39. The method of claim 35, where the narrowband codebook feature vector and/or the extracted narrowband feature vector comprise parameter representations of a spectral envelope of the at least one narrowband signal.

40. The method of claim 37, where the wideband codebook feature vector and/or the estimated wideband feature vector comprise parameter representations of a spectral envelope of the wideband acoustic signal.

41. The method of claim 35, where the narrowband codebook index vector and/or the extracted narrowband feature vector comprise signal representations selected from the group consisting of predictor coefficients, cepstral coefficients, and line spectral frequencies of the at least one narrowband acoustic signal.

42. The method of claim 37, where the wideband codebook feature vector and/or the estimated wideband feature vector comprise signal representations selected from the group consisting of predictor coefficients, cepstral coefficients, and line spectral frequencies of the at least one wideband acoustic signal.

43. The method of claim 35, where the narrowband codebook comprises speaker-dependent data.
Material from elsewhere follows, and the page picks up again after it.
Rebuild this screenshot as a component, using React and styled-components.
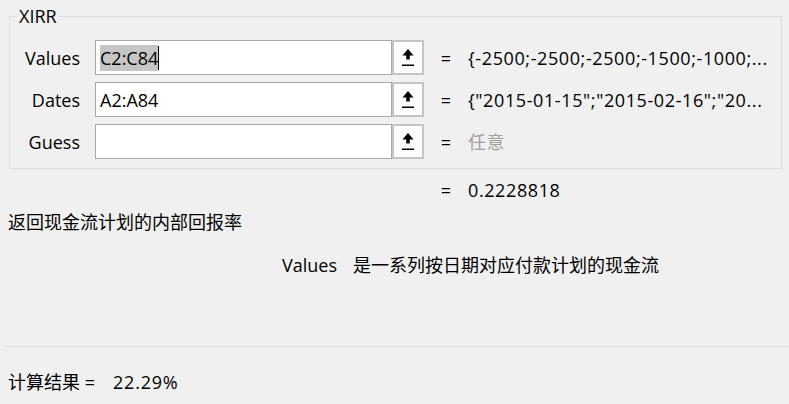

44. The method of claim 37, where the wideband codebook comprises speaker-dependent data.

45. A computer program comprising one or more computer readable media having computer-executable instructions for performing a method, the method comprising:

providing a narrowband codebook comprising at least one narrowband codebook index vector associated with one or more narrowband codebook parameters;

receiving at least one narrowband signal;

extracting at least one narrowband feature vector from the at least one received narrowband signal;

selecting a narrowband codebook index vector that best corresponds to the at least one extracted narrowband feature vector;

performing a mapping operation on the extracted narrowband feature vector and/or the selected narrowband codebook index vector to generate at least one estimated wideband feature vector using mapping parameters related to the narrowband codebook parameters associated with the selected narrowband codebook index vector.